[Code that builds pages]
--- start ---

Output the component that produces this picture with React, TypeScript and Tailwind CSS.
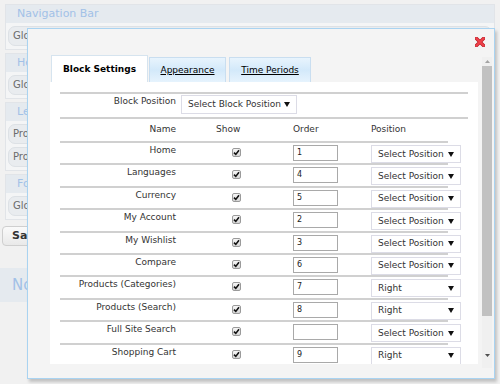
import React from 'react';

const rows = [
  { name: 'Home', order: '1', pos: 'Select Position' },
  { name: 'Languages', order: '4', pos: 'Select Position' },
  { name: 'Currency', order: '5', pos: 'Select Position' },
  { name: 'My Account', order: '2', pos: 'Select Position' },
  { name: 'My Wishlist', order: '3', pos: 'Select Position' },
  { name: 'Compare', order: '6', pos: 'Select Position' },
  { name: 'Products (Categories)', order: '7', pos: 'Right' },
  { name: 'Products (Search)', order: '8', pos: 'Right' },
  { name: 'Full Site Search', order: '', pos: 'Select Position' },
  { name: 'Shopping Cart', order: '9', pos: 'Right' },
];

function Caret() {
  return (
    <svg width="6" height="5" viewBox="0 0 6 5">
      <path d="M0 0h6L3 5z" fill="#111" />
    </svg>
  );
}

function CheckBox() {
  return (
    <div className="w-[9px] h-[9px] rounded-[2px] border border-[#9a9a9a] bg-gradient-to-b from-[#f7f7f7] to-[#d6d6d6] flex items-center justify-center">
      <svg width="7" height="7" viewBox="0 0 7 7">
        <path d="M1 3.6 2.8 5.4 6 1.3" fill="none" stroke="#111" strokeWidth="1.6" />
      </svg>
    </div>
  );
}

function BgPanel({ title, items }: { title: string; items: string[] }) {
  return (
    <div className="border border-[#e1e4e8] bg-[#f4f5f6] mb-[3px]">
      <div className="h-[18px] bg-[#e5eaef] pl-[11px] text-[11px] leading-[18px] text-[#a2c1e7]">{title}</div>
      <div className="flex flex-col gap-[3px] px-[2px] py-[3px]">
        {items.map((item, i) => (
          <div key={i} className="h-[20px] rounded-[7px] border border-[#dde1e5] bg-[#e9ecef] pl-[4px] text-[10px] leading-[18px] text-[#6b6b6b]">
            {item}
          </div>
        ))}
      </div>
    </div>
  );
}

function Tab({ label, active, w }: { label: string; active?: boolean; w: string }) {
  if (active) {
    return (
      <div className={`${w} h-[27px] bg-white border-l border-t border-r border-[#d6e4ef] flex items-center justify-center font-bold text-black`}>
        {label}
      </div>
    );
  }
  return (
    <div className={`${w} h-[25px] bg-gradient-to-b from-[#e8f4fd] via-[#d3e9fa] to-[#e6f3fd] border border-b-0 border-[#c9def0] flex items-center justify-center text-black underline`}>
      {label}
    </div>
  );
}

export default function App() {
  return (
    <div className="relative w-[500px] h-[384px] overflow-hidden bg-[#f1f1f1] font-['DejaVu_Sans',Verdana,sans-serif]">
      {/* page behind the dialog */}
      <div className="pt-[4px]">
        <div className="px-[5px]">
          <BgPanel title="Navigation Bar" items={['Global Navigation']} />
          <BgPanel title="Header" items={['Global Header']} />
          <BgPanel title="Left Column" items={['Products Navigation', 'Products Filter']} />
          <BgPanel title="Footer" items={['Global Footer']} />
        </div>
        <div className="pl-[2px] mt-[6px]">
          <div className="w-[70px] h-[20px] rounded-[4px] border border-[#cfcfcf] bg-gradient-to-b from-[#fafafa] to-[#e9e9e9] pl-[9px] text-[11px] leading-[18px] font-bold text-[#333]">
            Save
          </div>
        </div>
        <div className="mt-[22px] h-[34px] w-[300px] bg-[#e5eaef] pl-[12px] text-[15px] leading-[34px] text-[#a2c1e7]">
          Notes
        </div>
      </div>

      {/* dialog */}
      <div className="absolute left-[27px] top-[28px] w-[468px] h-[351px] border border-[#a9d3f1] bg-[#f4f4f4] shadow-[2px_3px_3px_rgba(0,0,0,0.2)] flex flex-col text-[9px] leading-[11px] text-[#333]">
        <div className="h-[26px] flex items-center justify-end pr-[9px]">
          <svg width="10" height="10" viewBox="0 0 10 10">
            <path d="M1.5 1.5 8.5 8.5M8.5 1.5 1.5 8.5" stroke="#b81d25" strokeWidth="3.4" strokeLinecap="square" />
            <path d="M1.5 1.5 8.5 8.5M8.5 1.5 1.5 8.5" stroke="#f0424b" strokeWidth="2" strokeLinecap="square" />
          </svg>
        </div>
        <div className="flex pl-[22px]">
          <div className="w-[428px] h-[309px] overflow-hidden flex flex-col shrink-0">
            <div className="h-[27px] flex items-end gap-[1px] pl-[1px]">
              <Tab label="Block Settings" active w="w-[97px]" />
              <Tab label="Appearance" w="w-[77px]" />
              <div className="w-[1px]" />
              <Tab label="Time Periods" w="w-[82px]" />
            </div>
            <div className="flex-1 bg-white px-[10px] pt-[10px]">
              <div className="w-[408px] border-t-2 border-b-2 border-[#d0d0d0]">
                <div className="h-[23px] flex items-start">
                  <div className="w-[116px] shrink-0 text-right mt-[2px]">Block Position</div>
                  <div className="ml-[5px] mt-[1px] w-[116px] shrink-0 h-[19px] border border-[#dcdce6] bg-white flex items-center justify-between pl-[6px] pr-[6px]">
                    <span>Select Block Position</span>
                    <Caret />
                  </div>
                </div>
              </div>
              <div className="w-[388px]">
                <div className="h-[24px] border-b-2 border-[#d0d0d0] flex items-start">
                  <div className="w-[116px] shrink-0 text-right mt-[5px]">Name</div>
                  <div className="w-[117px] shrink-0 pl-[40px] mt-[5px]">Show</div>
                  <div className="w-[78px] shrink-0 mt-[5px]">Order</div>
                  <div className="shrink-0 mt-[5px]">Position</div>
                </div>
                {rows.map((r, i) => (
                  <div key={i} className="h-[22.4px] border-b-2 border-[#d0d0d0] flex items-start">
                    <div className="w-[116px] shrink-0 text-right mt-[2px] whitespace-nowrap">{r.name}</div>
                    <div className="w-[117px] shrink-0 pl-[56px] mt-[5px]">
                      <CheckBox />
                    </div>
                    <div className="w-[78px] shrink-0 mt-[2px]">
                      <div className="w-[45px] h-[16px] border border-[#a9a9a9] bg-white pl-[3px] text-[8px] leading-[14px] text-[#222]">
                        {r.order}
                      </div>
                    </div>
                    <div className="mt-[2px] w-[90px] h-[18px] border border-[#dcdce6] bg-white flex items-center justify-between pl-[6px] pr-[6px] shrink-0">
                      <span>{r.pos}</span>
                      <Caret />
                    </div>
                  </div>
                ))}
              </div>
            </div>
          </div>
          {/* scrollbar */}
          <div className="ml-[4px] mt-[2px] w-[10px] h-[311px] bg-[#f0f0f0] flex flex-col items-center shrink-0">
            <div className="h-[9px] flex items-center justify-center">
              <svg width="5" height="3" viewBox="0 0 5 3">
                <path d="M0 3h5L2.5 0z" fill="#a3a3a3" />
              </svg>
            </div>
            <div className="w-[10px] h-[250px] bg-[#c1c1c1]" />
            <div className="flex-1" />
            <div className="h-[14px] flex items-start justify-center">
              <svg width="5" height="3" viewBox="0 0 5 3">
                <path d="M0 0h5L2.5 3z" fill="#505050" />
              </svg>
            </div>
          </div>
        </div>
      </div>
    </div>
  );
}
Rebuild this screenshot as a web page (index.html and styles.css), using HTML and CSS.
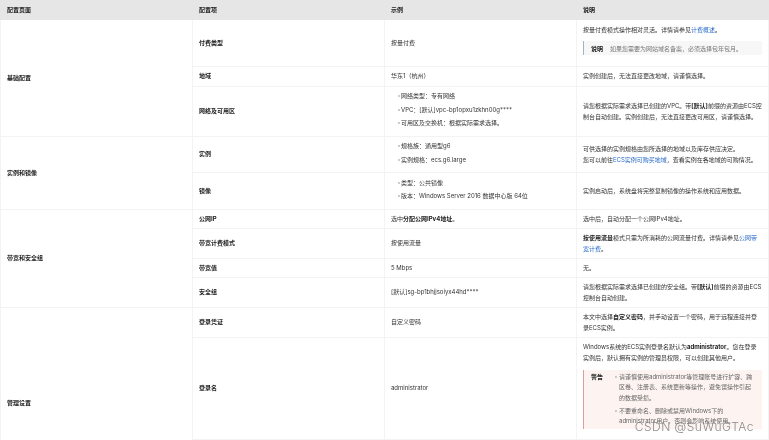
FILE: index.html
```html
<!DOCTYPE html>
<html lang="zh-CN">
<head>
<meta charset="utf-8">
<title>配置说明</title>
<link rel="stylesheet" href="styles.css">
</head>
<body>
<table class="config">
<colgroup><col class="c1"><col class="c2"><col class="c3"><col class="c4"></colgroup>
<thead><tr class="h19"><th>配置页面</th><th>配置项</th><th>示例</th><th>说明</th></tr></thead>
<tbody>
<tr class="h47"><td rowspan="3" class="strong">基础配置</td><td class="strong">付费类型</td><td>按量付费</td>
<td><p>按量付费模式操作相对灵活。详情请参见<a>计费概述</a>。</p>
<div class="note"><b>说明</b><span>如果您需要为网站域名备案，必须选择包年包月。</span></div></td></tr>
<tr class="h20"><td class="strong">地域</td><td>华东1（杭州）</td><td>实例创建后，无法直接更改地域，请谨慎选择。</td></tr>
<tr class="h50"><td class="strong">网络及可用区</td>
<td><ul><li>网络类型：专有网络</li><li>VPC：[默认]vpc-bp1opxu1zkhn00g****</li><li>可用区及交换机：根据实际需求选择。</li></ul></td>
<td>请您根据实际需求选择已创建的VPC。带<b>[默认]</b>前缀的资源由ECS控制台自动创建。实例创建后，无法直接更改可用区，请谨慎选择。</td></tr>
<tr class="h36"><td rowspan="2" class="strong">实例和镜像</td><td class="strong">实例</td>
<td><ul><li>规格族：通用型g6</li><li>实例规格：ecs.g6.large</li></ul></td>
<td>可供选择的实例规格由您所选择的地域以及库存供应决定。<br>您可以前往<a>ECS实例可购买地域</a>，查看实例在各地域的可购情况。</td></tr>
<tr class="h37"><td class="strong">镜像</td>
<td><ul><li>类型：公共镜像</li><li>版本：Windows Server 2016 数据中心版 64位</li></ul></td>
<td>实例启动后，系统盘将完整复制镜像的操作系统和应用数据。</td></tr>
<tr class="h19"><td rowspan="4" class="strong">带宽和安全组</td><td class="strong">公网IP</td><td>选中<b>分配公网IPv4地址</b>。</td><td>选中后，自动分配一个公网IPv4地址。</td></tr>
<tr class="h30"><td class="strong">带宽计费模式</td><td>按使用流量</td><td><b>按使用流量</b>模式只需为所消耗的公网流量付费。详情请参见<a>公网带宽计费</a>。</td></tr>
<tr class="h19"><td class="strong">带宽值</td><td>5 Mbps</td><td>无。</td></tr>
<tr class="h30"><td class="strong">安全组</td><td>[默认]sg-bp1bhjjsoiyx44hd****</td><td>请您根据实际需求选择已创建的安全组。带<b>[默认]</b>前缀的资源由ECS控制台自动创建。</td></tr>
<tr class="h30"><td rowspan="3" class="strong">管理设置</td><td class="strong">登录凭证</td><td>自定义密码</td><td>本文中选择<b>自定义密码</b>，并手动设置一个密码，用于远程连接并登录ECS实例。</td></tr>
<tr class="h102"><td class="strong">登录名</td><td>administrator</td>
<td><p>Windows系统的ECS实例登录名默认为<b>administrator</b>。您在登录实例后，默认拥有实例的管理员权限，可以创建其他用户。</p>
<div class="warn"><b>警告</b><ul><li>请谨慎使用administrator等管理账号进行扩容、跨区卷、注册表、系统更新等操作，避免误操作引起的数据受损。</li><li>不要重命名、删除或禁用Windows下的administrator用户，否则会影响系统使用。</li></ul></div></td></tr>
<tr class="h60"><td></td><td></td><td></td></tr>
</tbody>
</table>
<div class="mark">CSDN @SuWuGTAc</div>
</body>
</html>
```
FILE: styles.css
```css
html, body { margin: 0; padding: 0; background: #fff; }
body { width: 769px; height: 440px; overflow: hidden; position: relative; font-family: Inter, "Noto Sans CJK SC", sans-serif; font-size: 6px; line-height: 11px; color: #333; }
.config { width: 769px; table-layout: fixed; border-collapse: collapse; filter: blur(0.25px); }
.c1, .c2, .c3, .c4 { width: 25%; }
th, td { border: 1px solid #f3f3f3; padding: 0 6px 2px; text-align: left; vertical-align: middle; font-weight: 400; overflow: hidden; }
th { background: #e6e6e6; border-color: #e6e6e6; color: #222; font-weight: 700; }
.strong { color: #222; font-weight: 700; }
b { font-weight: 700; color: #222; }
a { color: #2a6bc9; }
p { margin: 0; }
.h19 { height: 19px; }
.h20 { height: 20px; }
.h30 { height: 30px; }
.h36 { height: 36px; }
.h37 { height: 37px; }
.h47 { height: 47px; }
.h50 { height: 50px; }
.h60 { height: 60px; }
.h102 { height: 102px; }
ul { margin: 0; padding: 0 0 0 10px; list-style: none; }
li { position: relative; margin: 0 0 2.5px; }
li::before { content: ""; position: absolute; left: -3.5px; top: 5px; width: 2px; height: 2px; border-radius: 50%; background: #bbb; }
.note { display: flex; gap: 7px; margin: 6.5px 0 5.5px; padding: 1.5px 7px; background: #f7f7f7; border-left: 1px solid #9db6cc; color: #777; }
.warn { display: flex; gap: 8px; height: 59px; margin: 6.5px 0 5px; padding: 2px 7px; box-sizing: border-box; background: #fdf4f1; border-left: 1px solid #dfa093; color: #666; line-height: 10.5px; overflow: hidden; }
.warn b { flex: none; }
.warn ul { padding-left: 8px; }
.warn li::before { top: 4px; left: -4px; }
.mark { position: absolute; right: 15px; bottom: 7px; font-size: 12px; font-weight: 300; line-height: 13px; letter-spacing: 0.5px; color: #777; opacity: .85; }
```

--- end ---

_EXERCISE INSTRUCTIONS_
From the opening line of the entries above to the line containing "import React from 'react';", please transcribe each line exactly, skipping every picture.

_REPLY TO THE TASK_
Output the component that produces this picture with React, TypeScript and Tailwind CSS.
import React from 'react';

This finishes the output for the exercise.